David Tapias (Aixopluc founder) and Ricard Pau installed their first experimental home inside a former photographer’s studio that had been vacant for 2 years. To maximize the 50-square-meter (538-square-foot) space they placed all the installations to one side – kitchen, sinks, toilet, and shower- leaving the rest of the space open for a dining table and an indoor cabin that they call a “tiniest house”, which is exactly the size of a bed.
The Tiniest House, as well as the Homeful “enclosures” (walls, floors, ceilings, doors) and cabinets, are created from plywood boxes that can be assembled and disassembled by hand. The system relies on wooden pegs which serve many functions: sliders for drawers, support for shelving or tabletops, hooks for kitchenware, and knobs for cabinets.

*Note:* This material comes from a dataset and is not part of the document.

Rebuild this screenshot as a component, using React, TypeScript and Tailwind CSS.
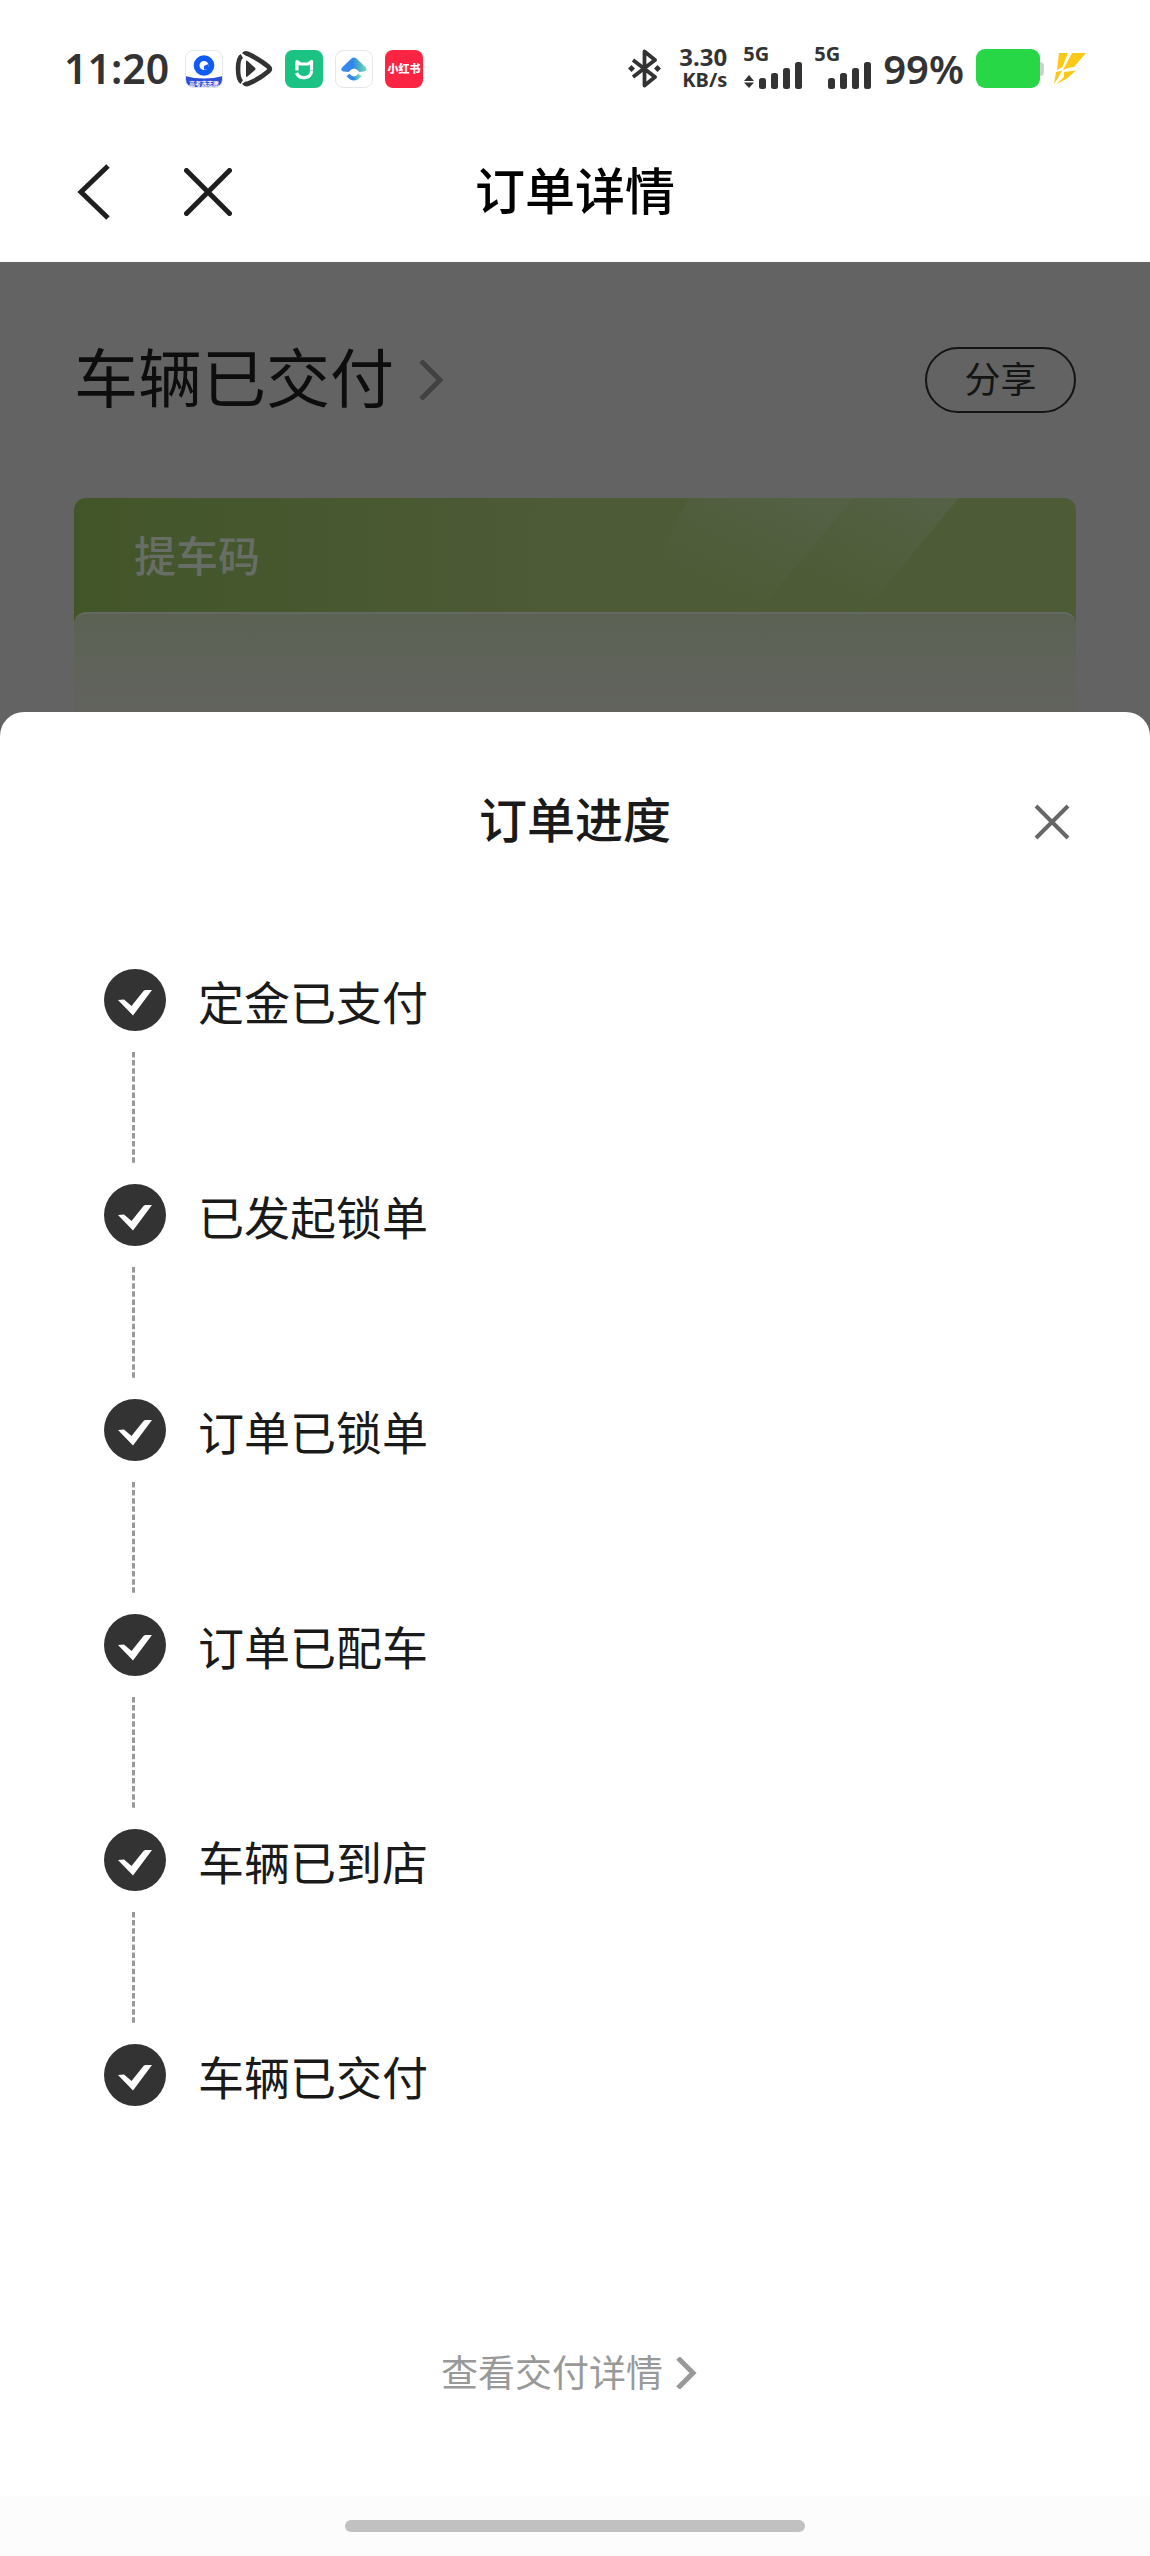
import React from "react";

const steps = ["定金已支付", "已发起锁单", "订单已锁单", "订单已配车", "车辆已到店", "车辆已交付"];

function SignalBars() {
  return (
    <svg width="43" height="28" viewBox="0 0 43 28" fill="#333333" aria-hidden="true">
      <rect x="0" y="17" width="7" height="11" rx="2.500" />
      <rect x="12" y="12" width="7" height="16" rx="2.500" />
      <rect x="24" y="7" width="7" height="21" rx="2.500" />
      <rect x="36" y="1" width="7" height="27" rx="2.500" />
    </svg>
  );
}

function SearchAppIcon() {
  return (
    <svg width="38" height="38" viewBox="0 0 38 38" aria-hidden="true">
      <defs>
        <clipPath id="searchTile">
          <rect x="0.5" y="0.5" width="37" height="37" rx="8" />
        </clipPath>
      </defs>
      <rect x="0.5" y="0.5" width="37" height="37" rx="8" fill="#ffffff" />
      <g clipPath="url(#searchTile)">
        <path d="M0 26 Q19 31 38 26 V38 H0 Z" fill="#2c4fd8" />
      </g>
      <rect x="0.5" y="0.5" width="37" height="37" rx="8" fill="none" stroke="#e3e6ec" />
      <circle cx="19" cy="15.5" r="7.4" fill="none" stroke="#0f5cf5" strokeWidth="5.800" />
      <path d="M19 19.500 V16 L23.500 14 V19.500 Z" fill="#0f5cf5" />
      <text x="19" y="36" textAnchor="middle" fontSize="6" fontWeight="700" fill="#ffffff">
        高考选志愿
      </text>
    </svg>
  );
}

function PlayAppIcon() {
  return (
    <svg width="38" height="38" viewBox="0 0 38 38" aria-hidden="true">
      <path
        d="M9 4.500 C10 3 12.500 3.500 15 4.800 C22 8.500 28 12 33.500 16.800 C35.300 18.300 35.300 19.700 33.500 21.200 C28 26 21 30.500 13.500 33.500 C11.500 34.300 10 34 9 32.500"
        fill="none"
        stroke="#333333"
        strokeWidth="4.800"
      />
      <path d="M6.800 6 C1.800 9 1.800 29 6.800 32" fill="none" stroke="#333333" strokeWidth="4.600" />
      <path d="M11 11.500 Q11 10 12.500 11 L20 17.800 Q21 19 20 20 L12.500 26.500 Q11 27.500 11 26 Z" fill="#333333" />
    </svg>
  );
}

function HomeAppIcon() {
  return (
    <svg width="38" height="38" viewBox="0 0 38 38" aria-hidden="true">
      <rect width="38" height="38" rx="8" fill="#1bc383" />
      <path
        d="M12 20.500 V11.500 L15.500 14 H23 L26.500 11.500 V20.500"
        fill="none"
        stroke="#ffffff"
        strokeWidth="3.200"
        strokeLinejoin="round"
      />
      <path d="M11.500 23 A8 8 0 0 0 26.700 21" fill="none" stroke="#ffffff" strokeWidth="3.200" />
    </svg>
  );
}

function RoofAppIcon() {
  return (
    <svg width="38" height="38" viewBox="0 0 38 38" aria-hidden="true">
      <defs>
        <linearGradient id="roof" x1="0" y1="0" x2="1" y2="0">
          <stop offset="0" stopColor="#3c8cf0" />
          <stop offset="0.450" stopColor="#2f86e8" />
          <stop offset="1" stopColor="#6fe0b0" />
        </linearGradient>
      </defs>
      <rect x="0.5" y="0.5" width="37" height="37" rx="8" fill="#ffffff" stroke="#e6e6e6" />
      <path
        d="M16.500 8.500 Q19 6.500 21.500 8.500 L31 17.500 Q32.500 21 29 21.500 L24.500 22 Q19 15 13.500 22 L8.500 21.500 Q5 20.500 7 17.500 Z"
        fill="url(#roof)"
      />
      <path d="M13 25 Q19 32 25 25" fill="none" stroke="url(#roof)" strokeWidth="4" />
    </svg>
  );
}

function RedAppIcon() {
  return (
    <svg width="38" height="38" viewBox="0 0 38 38" aria-hidden="true">
      <rect width="38" height="38" rx="8" fill="#fb2442" />
      <text x="19" y="23" textAnchor="middle" fontSize="11" fontWeight="900" fill="#ffffff">
        小红书
      </text>
    </svg>
  );
}

function BluetoothIcon() {
  return (
    <svg width="33" height="39" viewBox="0 0 33 39" fill="none" stroke="#333333" strokeWidth="3.800" aria-hidden="true">
      <path d="M5 11 L27 28 L16.500 36.500 V2.500 L27 11 L5 28" strokeLinejoin="round" />
      <path d="M3.500 16 L7 19.500 L3.500 23 L0 19.500 Z M29.500 16 L33 19.500 L29.500 23 L26 19.500 Z" fill="#333333" stroke="none" />
    </svg>
  );
}

function StatusBar() {
  return (
    <div className="flex h-[130px] items-center justify-between px-16 pt-[7px] text-[#333333]">
      <div className="flex items-center">
        <span className="w-[121px] text-[41px] font-semibold leading-none">11:20</span>
        <div className="flex items-center gap-3">
          <SearchAppIcon />
          <PlayAppIcon />
          <HomeAppIcon />
          <RoofAppIcon />
          <RedAppIcon />
        </div>
      </div>
      <div className="flex items-center">
        <BluetoothIcon />
        <div className="ml-4 flex w-[50px] flex-col items-end font-bold">
          <span className="text-2xl leading-[22px]">3.30</span>
          <span className="text-xl leading-[24px]">KB/s</span>
        </div>
        <div className="ml-4 flex flex-col pb-0.5">
          <span className="text-xl font-bold leading-[14px]">5G</span>
          <div className="flex items-end gap-1">
            <svg width="12" height="14" viewBox="0 0 12 14" fill="#333333" aria-hidden="true">
              <path d="M6 0 L11 6 H1 Z M6 13 L1 7.500 H11 Z" />
            </svg>
            <SignalBars />
          </div>
        </div>
        <div className="ml-3 flex flex-col pb-0.5">
          <span className="text-xl font-bold leading-[14px]">5G</span>
          <div className="pl-[14px]">
            <SignalBars />
          </div>
        </div>
        <span className="ml-3 text-[40px] font-semibold leading-none">99%</span>
        <div className="ml-3 flex items-center">
          <div className="h-[39px] w-16 rounded-[9px] bg-[#28d745]" />
          <div className="h-3.5 w-1 rounded-r bg-[#cfcfcf]" />
        </div>
        <svg className="ml-2.5" width="32" height="32" viewBox="0 0 32 32" fill="#fbc917" aria-hidden="true">
          <path d="M5 0 H14 L8.500 14 L3 17 Z" />
          <path d="M18 0 H32 L20 14 L14 15 L9 17 Z" />
          <path d="M2 19 L8 17.500 L4 25 L0 31 Z" />
          <path d="M10 19 L22 17.500 L13 25.500 L2 31.500 L10 24 Z" />
        </svg>
      </div>
    </div>
  );
}

function StepRow({ label, last }: { label: string; last: boolean }) {
  return (
    <li className={last ? "flex h-[62px] items-start" : "flex h-[215px] items-start"}>
      <div className="flex w-[62px] flex-col items-center">
        <svg width="62" height="62" viewBox="0 0 62 62" aria-hidden="true">
          <circle cx="31" cy="31" r="31" fill="#333333" />
          <path d="M14 31 L20 30.500 L27.500 37 L39.500 22 Q40.500 21 42 21 H48 L29 46.500 Z" fill="#ffffff" />
        </svg>
        {!last && (
          <svg className="mr-1 mt-[21px]" width="3" height="111" viewBox="0 0 3 111" aria-hidden="true">
            <path d="M1.500 0 V111" stroke="#999999" strokeWidth="3" strokeDasharray="5.500 2.600" />
          </svg>
        )}
      </div>
      <span className="ml-8 pt-0.5 text-[46px] leading-[62px] text-[#1a1a1a]">{label}</span>
    </li>
  );
}

export default function App() {
  return (
    <div className="flex min-h-screen flex-col bg-[#636363] font-['Noto_Sans','Noto_Sans_CJK_SC',sans-serif]">
      <header className="bg-white">
        <StatusBar />
        <div className="grid h-[132px] grid-cols-3 items-center px-[74px] pb-2">
          <div className="flex items-center">
            <button type="button" aria-label="返回" className="w-[110px]">
              <svg width="38" height="56" viewBox="0 0 38 56" fill="none" stroke="#1f1f1f" strokeWidth="5" aria-hidden="true">
                <path d="M34 2 L7 28 L34 54" />
              </svg>
            </button>
            <button type="button" aria-label="关闭">
              <svg width="48" height="48" viewBox="0 0 48 48" fill="none" stroke="#1f1f1f" strokeWidth="5" strokeLinecap="round" aria-hidden="true">
                <path d="M2.500 2.500 L45.500 45.500 M45.500 2.500 L2.500 45.500" />
              </svg>
            </button>
          </div>
          <h1 className="whitespace-nowrap pb-0.5 text-center text-[50px] font-medium leading-none text-black">订单详情</h1>
        </div>
      </header>

      <main className="flex h-[450px] flex-col px-[74px]">
        <div className="flex h-[236px] items-center justify-between">
          <button type="button" className="flex items-center gap-6 text-[64px] leading-none text-[#0d0d0d]">
            <span className="pb-1">车辆已交付</span>
            <svg width="26" height="40" viewBox="0 0 26 40" fill="none" stroke="#424242" strokeWidth="5" aria-hidden="true">
              <path d="M3 1 L22 20 L3 39" />
            </svg>
          </button>
          <button type="button" className="h-[66px] w-[151px] rounded-full border-2 border-[#141414] text-4xl leading-none text-[#141414]">
            分享
          </button>
        </div>
        <section className="relative flex grow flex-col overflow-hidden rounded-t-xl bg-linear-to-r from-[#425528] via-[#4d5b37] via-50% to-[#4d5c36]">
          <svg className="absolute right-[117px] top-0" width="330" height="114" viewBox="0 0 330 114" aria-hidden="true">
            <defs>
              <linearGradient id="beam" x1="1" y1="0" x2="0.250" y2="0.800">
                <stop offset="0" stopColor="#58644d" stopOpacity="0.700" />
                <stop offset="1" stopColor="#55634a" stopOpacity="0" />
              </linearGradient>
            </defs>
            <path d="M60 0 H225 L128 114 H0 Z" fill="url(#beam)" />
            <path d="M225 0 H330 L235 114 H128 Z" fill="url(#beam)" />
          </svg>
          <h2 className="flex h-[114px] items-center pl-[60px] pt-0.5 text-[42px] font-medium leading-none text-[#686d66]">提车码</h2>
          <div className="grow rounded-t-xl border-t-2 border-[#646962] bg-linear-to-b from-[#5b6253] to-[#62635e]" />
        </section>
      </main>

      <section role="dialog" aria-labelledby="progress-title" className="flex grow flex-col bg-[#636363]">
        <div className="flex grow flex-col rounded-t-3xl bg-white">
          <div className="grid h-[220px] grid-cols-3 items-center px-20">
            <span />
            <h2 id="progress-title" className="whitespace-nowrap pb-1 text-center text-5xl font-medium leading-none text-[#1a1a1a]">
              订单进度
            </h2>
            <button type="button" aria-label="关闭进度" className="justify-self-end">
              <svg width="36" height="36" viewBox="0 0 36 36" fill="none" stroke="#666666" strokeWidth="4" aria-hidden="true">
                <path d="M2 2 L34 34 M34 2 L2 34" />
              </svg>
            </button>
          </div>
          <ol className="mt-[37px] px-[104px]">
            {steps.map((label, i) => (
              <StepRow key={label} label={label} last={i === steps.length - 1} />
            ))}
          </ol>
          <a href="#delivery" className="mt-60 flex items-center justify-center gap-3 pr-3 text-[37px] leading-[54px] text-[#999999]">
            <span>查看交付详情</span>
            <svg width="22" height="32" viewBox="0 0 22 32" fill="none" stroke="#999999" strokeWidth="5" aria-hidden="true">
              <path d="M3 1 L18 16 L3 31" />
            </svg>
          </a>
          <footer className="mt-auto flex h-[60px] items-center justify-center bg-[#fcfcfc]">
            <div className="h-3 w-2/5 rounded-full bg-[#c1c1c1]" />
          </footer>
        </div>
      </section>
    </div>
  );
}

The stand-alone furniture in the home – chairs, tables, benches, stools – is built from LEGO-like CNC-cut pieces that fit together without glue or screws and can be rearranged to go from chair to table to bench to tiny house.
Vacant homes in old towns are prone to decay, but can they also be an affordable option for people to live in? David Tapias and Ricard Pau built a system that upcycles small apartments with modular transformer furniture.
In a country with 3.4 million empty homes (of 11 million total in the EU), architects Aixopluc have created a solution to quickly and affordably make an abandoned property habitable. They call it “Homeful” and it’s a modular furniture system that can be reconfigured to make small spaces serve multiple purposes.
The Alfondac apartment is open to those interested in testing it.